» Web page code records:

▼

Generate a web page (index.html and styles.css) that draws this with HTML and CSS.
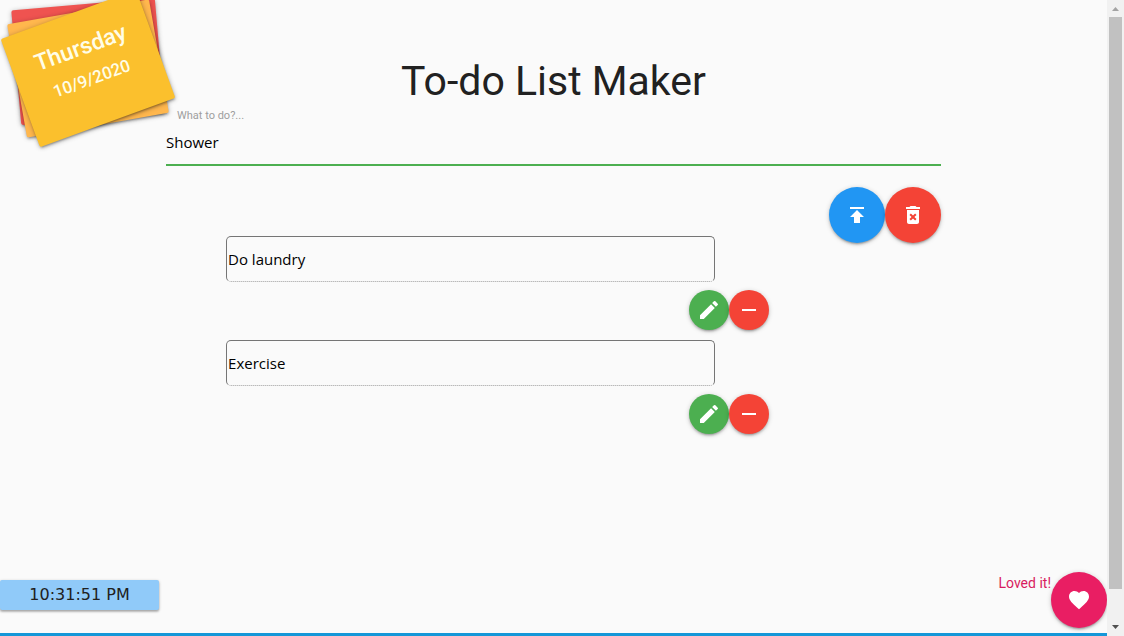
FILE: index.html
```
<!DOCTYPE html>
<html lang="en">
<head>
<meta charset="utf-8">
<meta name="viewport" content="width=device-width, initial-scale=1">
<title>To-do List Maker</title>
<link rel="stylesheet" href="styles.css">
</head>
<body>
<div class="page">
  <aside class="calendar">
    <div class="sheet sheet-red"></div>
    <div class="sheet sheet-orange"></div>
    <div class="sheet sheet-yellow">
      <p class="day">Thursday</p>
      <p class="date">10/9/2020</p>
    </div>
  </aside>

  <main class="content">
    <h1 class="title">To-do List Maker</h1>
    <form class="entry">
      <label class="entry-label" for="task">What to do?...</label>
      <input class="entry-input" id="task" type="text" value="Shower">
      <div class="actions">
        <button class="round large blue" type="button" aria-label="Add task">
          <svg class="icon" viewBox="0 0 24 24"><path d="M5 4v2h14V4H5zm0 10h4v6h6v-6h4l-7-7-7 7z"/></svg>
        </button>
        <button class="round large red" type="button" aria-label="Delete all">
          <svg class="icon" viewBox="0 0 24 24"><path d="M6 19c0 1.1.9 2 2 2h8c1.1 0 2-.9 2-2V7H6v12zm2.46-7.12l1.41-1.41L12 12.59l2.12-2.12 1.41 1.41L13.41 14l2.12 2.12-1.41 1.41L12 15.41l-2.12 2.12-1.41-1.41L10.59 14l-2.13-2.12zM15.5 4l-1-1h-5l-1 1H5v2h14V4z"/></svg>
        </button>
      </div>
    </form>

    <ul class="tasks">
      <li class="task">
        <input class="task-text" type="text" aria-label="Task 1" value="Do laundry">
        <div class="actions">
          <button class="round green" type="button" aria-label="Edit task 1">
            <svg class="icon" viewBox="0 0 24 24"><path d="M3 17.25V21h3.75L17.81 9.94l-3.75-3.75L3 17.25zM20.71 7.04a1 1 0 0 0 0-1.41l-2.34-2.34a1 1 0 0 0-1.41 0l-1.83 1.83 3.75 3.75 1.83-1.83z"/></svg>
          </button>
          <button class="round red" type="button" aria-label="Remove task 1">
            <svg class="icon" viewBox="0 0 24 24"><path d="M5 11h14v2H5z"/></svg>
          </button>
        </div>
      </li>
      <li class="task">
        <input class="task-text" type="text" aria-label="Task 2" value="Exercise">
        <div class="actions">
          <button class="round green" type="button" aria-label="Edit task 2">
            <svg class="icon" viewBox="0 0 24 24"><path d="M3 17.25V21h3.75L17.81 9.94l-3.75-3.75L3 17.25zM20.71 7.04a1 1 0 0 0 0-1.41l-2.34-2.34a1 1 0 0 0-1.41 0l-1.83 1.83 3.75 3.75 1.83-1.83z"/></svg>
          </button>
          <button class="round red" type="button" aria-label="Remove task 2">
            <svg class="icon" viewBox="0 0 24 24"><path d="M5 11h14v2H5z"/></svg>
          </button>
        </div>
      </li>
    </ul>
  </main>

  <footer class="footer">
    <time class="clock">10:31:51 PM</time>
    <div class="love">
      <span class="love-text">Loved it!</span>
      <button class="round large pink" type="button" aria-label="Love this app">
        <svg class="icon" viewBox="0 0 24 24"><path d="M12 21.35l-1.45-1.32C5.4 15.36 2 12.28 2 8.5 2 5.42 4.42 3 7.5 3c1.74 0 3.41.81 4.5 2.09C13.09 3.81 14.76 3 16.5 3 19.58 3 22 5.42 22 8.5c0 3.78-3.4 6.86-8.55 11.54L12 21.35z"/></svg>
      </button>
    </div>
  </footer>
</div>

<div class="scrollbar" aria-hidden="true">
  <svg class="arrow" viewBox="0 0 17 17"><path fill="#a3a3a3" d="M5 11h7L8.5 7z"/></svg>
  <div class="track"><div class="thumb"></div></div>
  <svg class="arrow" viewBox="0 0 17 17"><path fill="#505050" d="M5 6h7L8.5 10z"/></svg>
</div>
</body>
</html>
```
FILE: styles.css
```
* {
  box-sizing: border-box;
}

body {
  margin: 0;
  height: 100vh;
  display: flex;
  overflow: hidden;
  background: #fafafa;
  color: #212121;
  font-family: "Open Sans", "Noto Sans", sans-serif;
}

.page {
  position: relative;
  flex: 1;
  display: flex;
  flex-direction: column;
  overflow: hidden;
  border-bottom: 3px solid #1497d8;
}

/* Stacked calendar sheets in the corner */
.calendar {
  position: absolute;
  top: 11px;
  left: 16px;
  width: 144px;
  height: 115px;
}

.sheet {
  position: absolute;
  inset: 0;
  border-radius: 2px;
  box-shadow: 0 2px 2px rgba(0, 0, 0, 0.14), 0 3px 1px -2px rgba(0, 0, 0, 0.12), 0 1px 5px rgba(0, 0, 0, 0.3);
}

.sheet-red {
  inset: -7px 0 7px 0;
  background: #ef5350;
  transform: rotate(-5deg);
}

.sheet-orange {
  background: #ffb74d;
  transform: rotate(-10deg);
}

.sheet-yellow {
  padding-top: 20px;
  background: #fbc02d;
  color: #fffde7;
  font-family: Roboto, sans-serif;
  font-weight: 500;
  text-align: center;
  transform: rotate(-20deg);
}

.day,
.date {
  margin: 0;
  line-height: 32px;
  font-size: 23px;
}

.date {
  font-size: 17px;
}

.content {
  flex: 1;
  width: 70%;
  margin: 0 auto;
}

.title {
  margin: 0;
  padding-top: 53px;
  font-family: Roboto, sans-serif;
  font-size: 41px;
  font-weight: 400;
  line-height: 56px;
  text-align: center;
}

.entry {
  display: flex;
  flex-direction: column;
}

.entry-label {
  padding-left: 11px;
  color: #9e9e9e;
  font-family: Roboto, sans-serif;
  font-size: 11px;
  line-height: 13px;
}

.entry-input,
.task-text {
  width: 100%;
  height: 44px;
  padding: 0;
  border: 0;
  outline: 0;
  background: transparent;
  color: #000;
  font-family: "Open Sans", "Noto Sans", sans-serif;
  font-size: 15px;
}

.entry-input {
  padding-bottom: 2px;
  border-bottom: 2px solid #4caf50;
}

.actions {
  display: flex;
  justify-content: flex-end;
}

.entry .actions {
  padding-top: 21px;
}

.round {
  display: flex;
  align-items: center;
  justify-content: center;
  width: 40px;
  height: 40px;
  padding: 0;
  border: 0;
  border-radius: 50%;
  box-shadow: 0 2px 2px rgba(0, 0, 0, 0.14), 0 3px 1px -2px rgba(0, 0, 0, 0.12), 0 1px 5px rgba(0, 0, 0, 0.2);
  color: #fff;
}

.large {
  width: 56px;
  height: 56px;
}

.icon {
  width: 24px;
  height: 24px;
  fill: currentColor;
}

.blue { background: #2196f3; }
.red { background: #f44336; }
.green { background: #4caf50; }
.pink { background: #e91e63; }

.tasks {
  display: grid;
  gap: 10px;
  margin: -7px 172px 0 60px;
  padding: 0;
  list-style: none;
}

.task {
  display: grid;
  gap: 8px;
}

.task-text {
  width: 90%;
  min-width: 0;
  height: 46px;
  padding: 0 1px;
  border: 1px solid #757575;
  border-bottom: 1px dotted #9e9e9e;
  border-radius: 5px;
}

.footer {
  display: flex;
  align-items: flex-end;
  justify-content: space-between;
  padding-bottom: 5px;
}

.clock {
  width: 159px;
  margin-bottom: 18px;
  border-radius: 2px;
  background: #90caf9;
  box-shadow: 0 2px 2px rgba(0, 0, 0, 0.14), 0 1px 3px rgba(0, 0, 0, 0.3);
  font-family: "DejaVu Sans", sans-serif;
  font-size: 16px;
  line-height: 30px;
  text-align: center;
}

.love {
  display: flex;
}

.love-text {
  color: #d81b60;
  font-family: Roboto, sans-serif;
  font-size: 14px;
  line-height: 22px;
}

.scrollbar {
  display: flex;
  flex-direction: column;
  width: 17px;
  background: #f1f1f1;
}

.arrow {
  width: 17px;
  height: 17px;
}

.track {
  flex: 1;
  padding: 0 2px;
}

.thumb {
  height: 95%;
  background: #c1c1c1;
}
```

▲
▼

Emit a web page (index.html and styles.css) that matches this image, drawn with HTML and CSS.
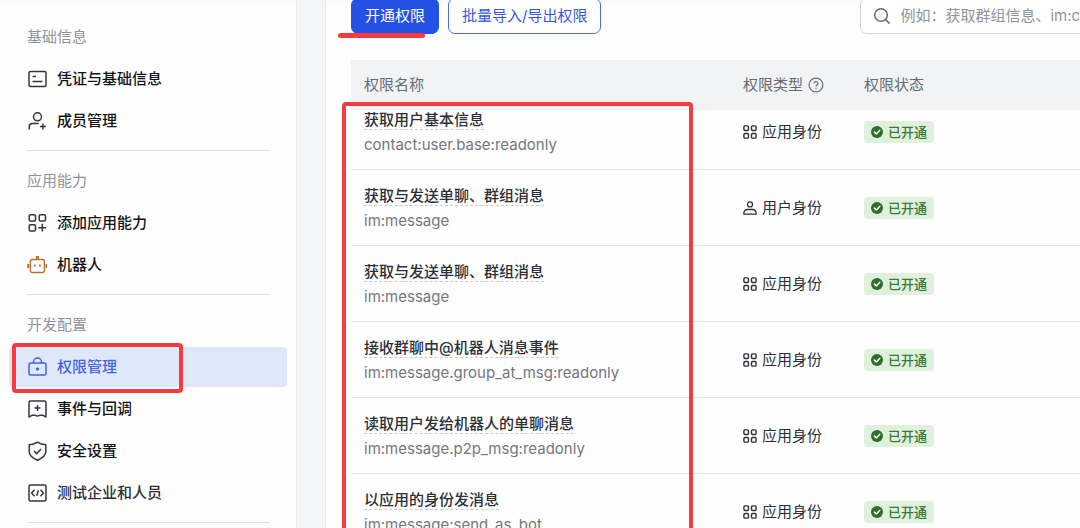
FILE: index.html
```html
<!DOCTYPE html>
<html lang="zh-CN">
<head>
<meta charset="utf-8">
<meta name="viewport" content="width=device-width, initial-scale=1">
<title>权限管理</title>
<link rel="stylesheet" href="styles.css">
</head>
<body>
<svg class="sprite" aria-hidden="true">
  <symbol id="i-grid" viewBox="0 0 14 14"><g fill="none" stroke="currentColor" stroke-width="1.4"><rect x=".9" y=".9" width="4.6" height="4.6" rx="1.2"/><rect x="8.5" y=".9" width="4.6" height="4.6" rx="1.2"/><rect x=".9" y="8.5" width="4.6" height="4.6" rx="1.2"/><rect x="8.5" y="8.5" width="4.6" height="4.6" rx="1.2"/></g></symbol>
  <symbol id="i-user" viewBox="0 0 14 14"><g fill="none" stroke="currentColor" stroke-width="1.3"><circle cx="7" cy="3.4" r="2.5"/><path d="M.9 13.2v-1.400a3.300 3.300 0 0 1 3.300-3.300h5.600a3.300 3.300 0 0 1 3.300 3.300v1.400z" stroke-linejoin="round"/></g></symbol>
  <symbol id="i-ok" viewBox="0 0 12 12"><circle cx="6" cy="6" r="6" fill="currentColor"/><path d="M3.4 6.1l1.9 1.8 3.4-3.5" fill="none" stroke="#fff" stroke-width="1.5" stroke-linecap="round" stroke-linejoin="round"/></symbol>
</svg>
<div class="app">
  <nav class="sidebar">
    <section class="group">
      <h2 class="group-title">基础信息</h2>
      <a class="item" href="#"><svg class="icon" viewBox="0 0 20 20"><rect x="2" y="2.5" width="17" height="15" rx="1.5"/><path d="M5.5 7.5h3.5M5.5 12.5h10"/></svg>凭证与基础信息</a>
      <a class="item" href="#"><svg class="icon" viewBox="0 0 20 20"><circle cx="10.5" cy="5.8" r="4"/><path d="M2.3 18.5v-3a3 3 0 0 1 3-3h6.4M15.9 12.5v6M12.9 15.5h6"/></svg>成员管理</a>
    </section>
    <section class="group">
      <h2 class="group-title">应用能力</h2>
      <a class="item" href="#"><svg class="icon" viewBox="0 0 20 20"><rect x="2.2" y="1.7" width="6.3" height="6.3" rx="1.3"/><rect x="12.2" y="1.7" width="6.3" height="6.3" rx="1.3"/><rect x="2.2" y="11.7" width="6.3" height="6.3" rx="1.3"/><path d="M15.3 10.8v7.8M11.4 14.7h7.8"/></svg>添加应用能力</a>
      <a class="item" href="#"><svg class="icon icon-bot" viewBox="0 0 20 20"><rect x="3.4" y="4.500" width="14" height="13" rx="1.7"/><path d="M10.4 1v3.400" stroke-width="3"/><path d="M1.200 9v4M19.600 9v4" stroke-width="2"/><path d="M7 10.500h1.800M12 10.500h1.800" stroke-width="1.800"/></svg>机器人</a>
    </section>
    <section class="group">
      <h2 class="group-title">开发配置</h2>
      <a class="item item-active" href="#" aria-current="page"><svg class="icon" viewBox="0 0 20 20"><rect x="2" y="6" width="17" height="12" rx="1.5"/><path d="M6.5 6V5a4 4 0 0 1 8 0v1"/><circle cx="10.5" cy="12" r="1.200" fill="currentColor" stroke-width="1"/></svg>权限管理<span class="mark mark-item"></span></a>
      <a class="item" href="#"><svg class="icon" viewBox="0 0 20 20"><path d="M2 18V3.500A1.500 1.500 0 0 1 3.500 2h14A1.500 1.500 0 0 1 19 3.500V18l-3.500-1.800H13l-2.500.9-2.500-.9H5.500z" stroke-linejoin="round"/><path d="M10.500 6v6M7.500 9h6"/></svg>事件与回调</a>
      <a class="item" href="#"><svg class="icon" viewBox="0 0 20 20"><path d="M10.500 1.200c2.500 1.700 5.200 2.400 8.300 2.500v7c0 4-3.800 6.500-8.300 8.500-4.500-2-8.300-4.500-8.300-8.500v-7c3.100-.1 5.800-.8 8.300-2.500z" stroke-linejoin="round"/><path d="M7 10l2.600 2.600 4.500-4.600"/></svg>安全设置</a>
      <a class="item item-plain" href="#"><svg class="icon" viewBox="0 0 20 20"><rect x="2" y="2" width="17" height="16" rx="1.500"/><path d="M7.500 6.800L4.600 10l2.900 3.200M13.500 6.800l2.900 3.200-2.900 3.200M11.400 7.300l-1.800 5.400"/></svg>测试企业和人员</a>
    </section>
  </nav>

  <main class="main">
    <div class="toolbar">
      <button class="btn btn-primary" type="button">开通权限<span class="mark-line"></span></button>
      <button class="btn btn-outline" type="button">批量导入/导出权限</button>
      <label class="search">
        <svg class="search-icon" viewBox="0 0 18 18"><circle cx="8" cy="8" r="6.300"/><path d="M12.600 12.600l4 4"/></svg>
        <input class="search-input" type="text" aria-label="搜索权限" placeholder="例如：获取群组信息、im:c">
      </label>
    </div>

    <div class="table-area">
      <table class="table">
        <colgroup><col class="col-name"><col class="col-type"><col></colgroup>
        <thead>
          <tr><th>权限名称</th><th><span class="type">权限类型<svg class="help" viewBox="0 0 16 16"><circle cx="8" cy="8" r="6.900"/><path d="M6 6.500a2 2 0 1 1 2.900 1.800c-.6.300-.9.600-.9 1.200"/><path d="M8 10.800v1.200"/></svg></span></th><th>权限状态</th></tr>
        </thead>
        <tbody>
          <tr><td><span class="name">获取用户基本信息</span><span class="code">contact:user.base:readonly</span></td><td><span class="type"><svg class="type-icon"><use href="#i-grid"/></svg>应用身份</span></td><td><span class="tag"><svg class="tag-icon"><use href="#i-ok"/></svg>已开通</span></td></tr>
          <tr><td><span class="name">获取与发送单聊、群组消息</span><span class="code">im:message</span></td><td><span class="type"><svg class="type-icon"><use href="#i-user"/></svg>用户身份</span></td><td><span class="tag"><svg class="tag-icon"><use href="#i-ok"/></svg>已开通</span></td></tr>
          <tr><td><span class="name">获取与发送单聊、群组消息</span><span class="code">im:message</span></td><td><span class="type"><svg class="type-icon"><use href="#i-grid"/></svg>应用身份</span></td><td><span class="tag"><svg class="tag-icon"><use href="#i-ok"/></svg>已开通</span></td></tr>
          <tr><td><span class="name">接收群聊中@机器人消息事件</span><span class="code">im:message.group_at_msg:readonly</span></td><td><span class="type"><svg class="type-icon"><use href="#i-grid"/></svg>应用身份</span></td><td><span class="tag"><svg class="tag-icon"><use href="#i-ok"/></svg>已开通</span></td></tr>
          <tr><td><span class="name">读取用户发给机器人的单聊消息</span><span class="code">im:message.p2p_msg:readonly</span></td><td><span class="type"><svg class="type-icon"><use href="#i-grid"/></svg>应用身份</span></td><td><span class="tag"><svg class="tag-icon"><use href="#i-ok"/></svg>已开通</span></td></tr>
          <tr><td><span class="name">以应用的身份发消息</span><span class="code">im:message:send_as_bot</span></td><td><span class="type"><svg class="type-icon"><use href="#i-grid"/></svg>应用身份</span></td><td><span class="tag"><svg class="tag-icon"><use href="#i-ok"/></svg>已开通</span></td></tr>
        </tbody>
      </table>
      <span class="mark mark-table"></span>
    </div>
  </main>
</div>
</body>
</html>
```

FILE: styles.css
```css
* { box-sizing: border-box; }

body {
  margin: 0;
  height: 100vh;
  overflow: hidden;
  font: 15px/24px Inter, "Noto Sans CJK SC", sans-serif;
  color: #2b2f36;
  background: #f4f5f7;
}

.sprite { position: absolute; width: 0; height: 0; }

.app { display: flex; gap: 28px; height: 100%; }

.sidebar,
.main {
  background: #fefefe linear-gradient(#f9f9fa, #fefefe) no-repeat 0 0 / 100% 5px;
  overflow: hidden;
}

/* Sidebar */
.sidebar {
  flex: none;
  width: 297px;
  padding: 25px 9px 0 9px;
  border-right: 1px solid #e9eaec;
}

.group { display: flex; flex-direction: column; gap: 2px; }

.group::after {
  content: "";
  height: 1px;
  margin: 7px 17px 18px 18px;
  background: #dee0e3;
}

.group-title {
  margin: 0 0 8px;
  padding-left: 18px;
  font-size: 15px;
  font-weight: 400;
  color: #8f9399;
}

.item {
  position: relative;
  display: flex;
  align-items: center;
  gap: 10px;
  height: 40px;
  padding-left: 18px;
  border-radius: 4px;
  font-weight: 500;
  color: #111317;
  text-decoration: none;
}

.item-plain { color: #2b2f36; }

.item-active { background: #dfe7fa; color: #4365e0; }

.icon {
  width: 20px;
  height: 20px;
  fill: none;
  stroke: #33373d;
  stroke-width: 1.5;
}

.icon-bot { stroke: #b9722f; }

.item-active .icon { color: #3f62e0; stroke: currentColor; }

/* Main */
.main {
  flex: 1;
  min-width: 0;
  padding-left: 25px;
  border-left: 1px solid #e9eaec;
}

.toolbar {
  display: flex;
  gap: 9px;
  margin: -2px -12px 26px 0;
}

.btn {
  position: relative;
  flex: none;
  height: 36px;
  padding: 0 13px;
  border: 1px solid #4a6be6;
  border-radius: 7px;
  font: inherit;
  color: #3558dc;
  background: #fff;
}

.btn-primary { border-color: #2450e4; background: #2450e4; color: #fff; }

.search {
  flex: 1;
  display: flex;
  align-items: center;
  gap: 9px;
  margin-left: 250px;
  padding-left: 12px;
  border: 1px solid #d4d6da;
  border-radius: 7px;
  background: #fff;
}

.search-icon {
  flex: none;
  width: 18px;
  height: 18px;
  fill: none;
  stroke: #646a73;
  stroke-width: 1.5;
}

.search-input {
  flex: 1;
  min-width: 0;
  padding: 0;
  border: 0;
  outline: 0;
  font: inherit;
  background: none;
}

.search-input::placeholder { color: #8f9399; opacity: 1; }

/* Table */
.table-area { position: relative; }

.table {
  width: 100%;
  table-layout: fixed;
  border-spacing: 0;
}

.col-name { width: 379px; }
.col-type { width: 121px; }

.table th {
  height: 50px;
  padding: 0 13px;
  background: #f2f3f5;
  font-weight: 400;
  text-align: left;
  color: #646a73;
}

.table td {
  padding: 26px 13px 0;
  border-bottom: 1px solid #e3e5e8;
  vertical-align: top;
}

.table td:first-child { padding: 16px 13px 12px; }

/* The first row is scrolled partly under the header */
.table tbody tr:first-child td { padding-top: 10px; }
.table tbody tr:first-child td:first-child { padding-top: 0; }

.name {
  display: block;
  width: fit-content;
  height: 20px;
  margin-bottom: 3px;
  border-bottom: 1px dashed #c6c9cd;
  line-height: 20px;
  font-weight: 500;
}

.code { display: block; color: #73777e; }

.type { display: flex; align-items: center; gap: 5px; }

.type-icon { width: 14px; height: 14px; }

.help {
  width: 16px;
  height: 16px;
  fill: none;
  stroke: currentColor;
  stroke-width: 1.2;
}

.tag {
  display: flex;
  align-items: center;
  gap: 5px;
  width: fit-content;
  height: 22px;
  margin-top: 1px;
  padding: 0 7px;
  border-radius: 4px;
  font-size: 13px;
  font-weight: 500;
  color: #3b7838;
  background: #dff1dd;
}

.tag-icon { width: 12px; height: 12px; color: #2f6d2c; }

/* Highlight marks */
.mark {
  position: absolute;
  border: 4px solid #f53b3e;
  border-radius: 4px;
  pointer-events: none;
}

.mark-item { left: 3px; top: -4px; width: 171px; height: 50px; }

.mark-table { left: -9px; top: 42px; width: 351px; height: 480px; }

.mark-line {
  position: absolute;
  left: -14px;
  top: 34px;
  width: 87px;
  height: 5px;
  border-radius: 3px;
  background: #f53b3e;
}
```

▲

» Problem to work on:
Identify the lines above that contain the word "with", then copy them.

» Response to this task:
Generate a web page (index.html and styles.css) that draws this with HTML and CSS.
Emit a web page (index.html and styles.css) that matches this image, drawn with HTML and CSS.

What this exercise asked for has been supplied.